Fig 4: Acoustic Lens in “narrow” mode on a later prototype of the BeoLab 50. You can see that this is a prototype, since the disc under the lens does not align very well with the top of the loudspeaker.


In Wide Mode, the sides of the lens open up to produce a wider radiation pattern, just as in the original Acoustic Lens.

Fig 5: Acoustic Lens in “wide” mode on a later prototype of the BeoLab 50. You can see that this is a prototype, since the disc under the lens does not align very well with the top of the loudspeaker.


So, the BeoLab 50 provides a selectable Beam Width, but does so not only “merely” by changing filters in the DSP, but also with moving mechanical components.
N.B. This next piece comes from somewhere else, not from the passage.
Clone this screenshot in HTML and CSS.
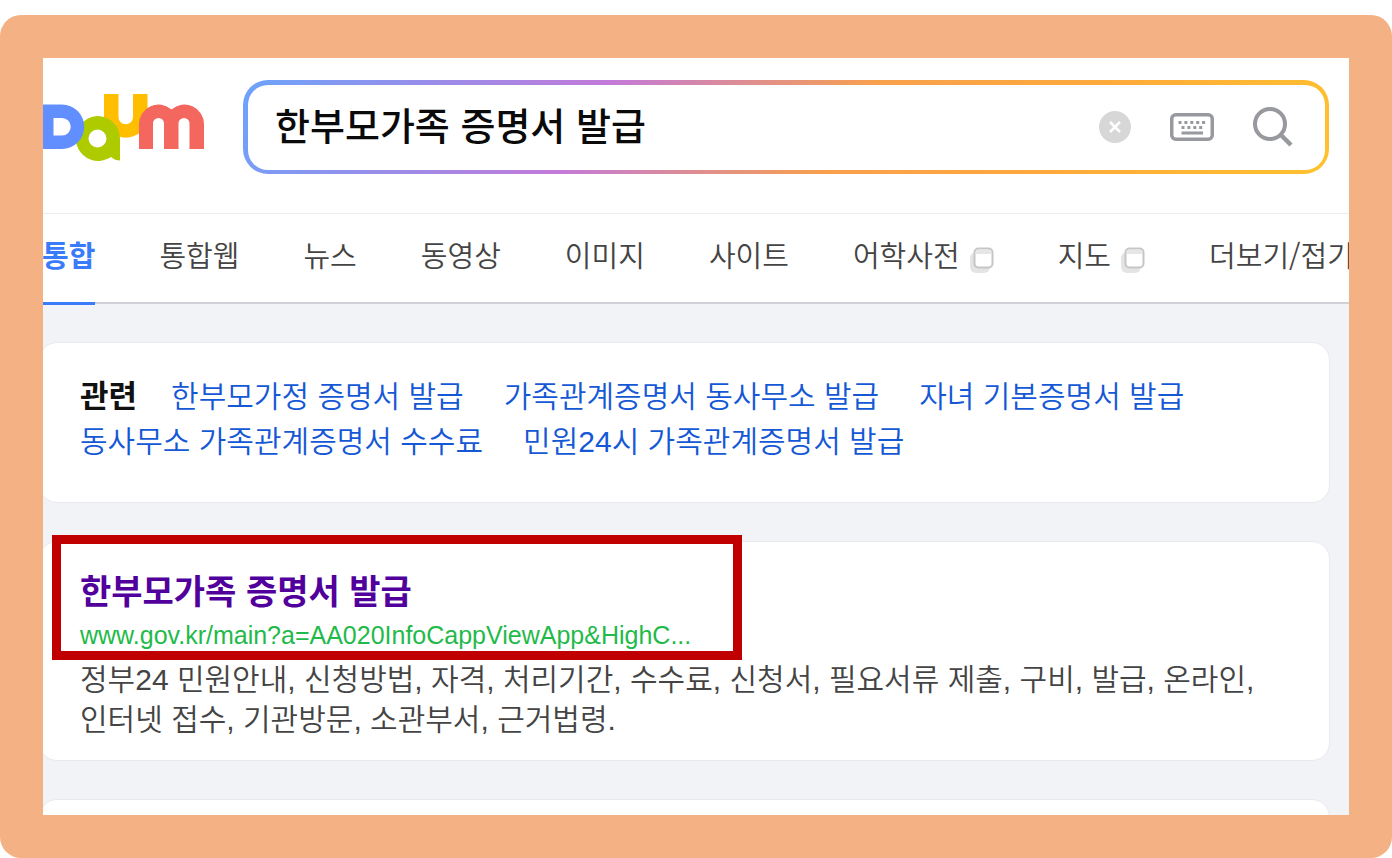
FILE: index.html
```html
<!DOCTYPE html>
<html lang="ko">
<head>
<meta charset="utf-8">
<title>한부모가족 증명서 발급 – Daum 검색</title>
<link rel="stylesheet" href="styles.css">
</head>
<body>
<div class="frame">
  <div class="page">
    <header class="header">
      <a class="logo" href="#" aria-label="Daum">
        <svg width="161" height="68" viewBox="0 0 161 68" aria-hidden="true">
          <path fill="#ffbe00" d="M61 0h14.500v23a7.250 7.250 0 0 0 14.500 0V0h14.500v22a21.750 21.750 0 0 1-43.500 0z"/>
          <path fill="#aecb00" fill-rule="evenodd" d="M54.500 22a22.500 22.500 0 1 0 13.500 41q4 3.500 9 3.500V44.500A22.500 22.500 0 0 0 54.500 22zm0 13.500a9 9 0 1 1 0 18 9 9 0 0 1 0-18z"/>
          <path fill="#628fff" fill-rule="evenodd" d="M0 10.500h19a22.200 22.200 0 0 1 0 44.500H0zM10.500 24v17.500H19a8.750 8.750 0 0 0 0-17.500z"/>
          <path fill="#f3675e" d="M96 55V30a19.500 19.500 0 0 1 32.500-14.500A19.500 19.500 0 0 1 161 30v25h-14.500V29.500a5.500 5.500 0 0 0-11 0V55H121V29.500a5.500 5.500 0 0 0-11 0V55z"/>
        </svg>
      </a>
      <form class="search">
        <div class="search-inner">
          <input class="search-input" type="text" value="한부모가족 증명서 발급" aria-label="검색어">
          <button class="icon-button" type="button" aria-label="지우기">
            <svg width="32" height="32" viewBox="0 0 32 32"><circle cx="16" cy="16" r="16" fill="#d7d7d7"/><path d="M11 11l10 10M21 11L11 21" stroke="#fff" stroke-width="2.500"/></svg>
          </button>
          <button class="icon-button" type="button" aria-label="키보드">
            <svg width="44" height="28" viewBox="0 0 44 28"><rect x="1.750" y="1.750" width="40.500" height="24.500" rx="4" fill="none" stroke="#97999f" stroke-width="3.500"/><path d="M8.500 9.500h27" stroke="#97999f" stroke-width="3" stroke-dasharray="3 2.900"/><path d="M11.500 14.500h21" stroke="#97999f" stroke-width="3" stroke-dasharray="3 2.900"/><path d="M11.500 20h21.500" stroke="#97999f" stroke-width="3"/></svg>
          </button>
          <button class="icon-button" type="submit" aria-label="검색">
            <svg width="40" height="40" viewBox="0 0 40 40" fill="none" stroke="#97999f"><circle cx="17" cy="17" r="15" stroke-width="4"/><path d="M28 28l10 10" stroke-width="4.500"/></svg>
          </button>
        </div>
      </form>
    </header>
    <nav class="tabs">
      <a class="tab tab-active" href="#">통합</a>
      <a class="tab" href="#">통합웹</a>
      <a class="tab" href="#">뉴스</a>
      <a class="tab" href="#">동영상</a>
      <a class="tab" href="#">이미지</a>
      <a class="tab" href="#">사이트</a>
      <a class="tab" href="#">어학사전<svg class="window-icon" width="24" height="27" viewBox="0 0 24 27"><rect x="0" y="5" width="20" height="21" rx="6" fill="#e4e4e4"/><rect x="4.500" y="1.500" width="18" height="19" rx="4" fill="#fff" stroke="#c6c6c6" stroke-width="2"/><path d="M6 7V5q0-2 2-2h11q2 0 2 2v2z" fill="#e6e6e6"/></svg></a>
      <a class="tab" href="#">지도<svg class="window-icon" width="24" height="27" viewBox="0 0 24 27"><rect x="0" y="5" width="20" height="21" rx="6" fill="#e4e4e4"/><rect x="4.500" y="1.500" width="18" height="19" rx="4" fill="#fff" stroke="#c6c6c6" stroke-width="2"/><path d="M6 7V5q0-2 2-2h11q2 0 2 2v2z" fill="#e6e6e6"/></svg></a>
      <a class="tab" href="#">더보기/접기</a>
    </nav>
    <main class="results">
      <section class="card related">
        <h2 class="related-title">관련</h2>
        <a class="related-link" href="#">한부모가정 증명서 발급</a>
        <a class="related-link" href="#">가족관계증명서 동사무소 발급</a>
        <a class="related-link" href="#">자녀 기본증명서 발급</a>
        <a class="related-link" href="#">동사무소 가족관계증명서 수수료</a>
        <a class="related-link" href="#">민원24시 가족관계증명서 발급</a>
      </section>
      <article class="card result">
        <h3 class="result-title"><a href="#">한부모가족 증명서 발급</a></h3>
        <a class="result-url" href="#">www.gov.kr/main?a=AA020InfoCappViewApp&amp;HighC...</a>
        <p class="result-text">정부24 민원안내, 신청방법, 자격, 처리기간, 수수료, 신청서, 필요서류 제출, 구비, 발급, 온라인, 인터넷 접수, 기관방문, 소관부서, 근거법령.</p>
        <div class="highlight"></div>
      </article>
      <section class="card card-next"></section>
    </main>
  </div>
</div>
</body>
</html>
```
FILE: styles.css
```css
* {
  box-sizing: border-box;
}

body {
  margin: 0;
  padding-top: 15px;
  height: 100vh;
  background: #fff;
  font-family: "Noto Sans CJK KR", sans-serif;
  color: #444;
}

a {
  color: inherit;
  text-decoration: none;
}

.frame {
  height: 100%;
  padding: 43px;
  border-radius: 21px;
  background: #f4b183;
}

.page {
  height: 100%;
  overflow: hidden;
  background: #f2f3f7;
}

.header {
  display: flex;
  align-items: center;
  gap: 39px;
  padding: 22px 20px 39px 0;
  background: #fff;
  border-bottom: 1px solid #ececee;
}

.logo svg {
  display: block;
  margin-top: 2px;
}

.search {
  flex: 1;
  min-width: 0;
  padding: 5px 4px 4px 5px;
  border-radius: 25px;
  background: linear-gradient(120deg, #6ca3fa, #c27ada 32%, #f9a04c 56%, #fda93c 75%, #fec22e);
}

.search-inner {
  display: flex;
  align-items: center;
  gap: 39px;
  height: 85px;
  padding: 0 32px 1px 27px;
  border-radius: 20px;
  background: #fff;
}

.search-input {
  flex: 1;
  min-width: 0;
  padding: 0 0 6px;
  border: 0;
  outline: 0;
  background: none;
  font: 500 38px/56px "Noto Sans CJK KR", sans-serif;
  color: #0a0a0a;
}

.icon-button {
  padding: 0;
  border: 0;
  background: none;
}

.icon-button svg {
  display: block;
}

.tabs {
  display: flex;
  gap: 64px;
  height: 90px;
  background: #fff;
  border-bottom: 2px solid #d0d1d6;
  font-size: 29px;
  font-weight: 350;
  line-height: 78px;
  white-space: nowrap;
}

.tab {
  display: flex;
  flex: none;
  align-items: center;
  gap: 10px;
  height: 91px;
  padding-bottom: 12px;
}

.tab-active {
  margin-left: -1px;
  border-bottom: 3px solid #3a7bfa;
  padding-bottom: 9px;
  font-weight: 700;
  color: #3a7bfa;
}

.window-icon {
  margin-top: 14px;
}

.results {
  display: grid;
  gap: 38px;
  padding: 38px 19px 0 0;
}

.card {
  margin-left: -4px;
  padding: 32px 40px;
  border: 1px solid #e9eaee;
  border-radius: 18px;
  background: #fff;
}

.related {
  display: flex;
  flex-wrap: wrap;
  column-gap: 40px;
  padding-top: 31px;
  padding-bottom: 38px;
  font-family: "Liberation Sans", "Noto Sans CJK KR", sans-serif;
  font-size: 30px;
  font-weight: 350;
  line-height: 45px;
}

.related-title {
  margin: 0 -6px 0 0;
  font-size: 31px;
  font-weight: 700;
  color: #111;
}

.related-link {
  color: #1558d6;
}

.result {
  position: relative;
  padding: 24px 40px 20px;
}

.result-title {
  margin: 0;
  font-size: 34px;
  font-weight: 700;
  line-height: 48px;
  color: #52009c;
}

.result-url {
  display: block;
  font: 25px/42px "Liberation Sans", sans-serif;
  color: #1fba4a;
}

.result-text {
  margin: 4px 0 0;
  font-family: "Liberation Sans", "Noto Sans CJK KR", sans-serif;
  font-size: 30px;
  font-weight: 350;
  line-height: 40px;
}

.highlight {
  position: absolute;
  top: -7px;
  left: 12px;
  width: 690px;
  height: 125px;
  border: 9px solid #c00000;
  pointer-events: none;
}

.card-next {
  min-height: 200px;
}
```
Of course, changing the geometry of the Lens not only alters the directivity, but it changes the magnitude response of the tweeter as well – even in a free field (a theoretical, infinitely large room that is free of reflections). As a result, it was necessary to have a different tuning of the signal sent to the tweeter in order to compensate for that difference and ensure that the overall “sound” of the BeoLab 50 does not change when switching between the two beam widths. This is similar to what is done in the Active Room Compensation, where a different filter is required to compensate for the room’s acoustical behaviour for each beam width. This is because, at least as far as the room is concerned, changing the beam width changes how the loudspeaker couples to the room at different frequencies.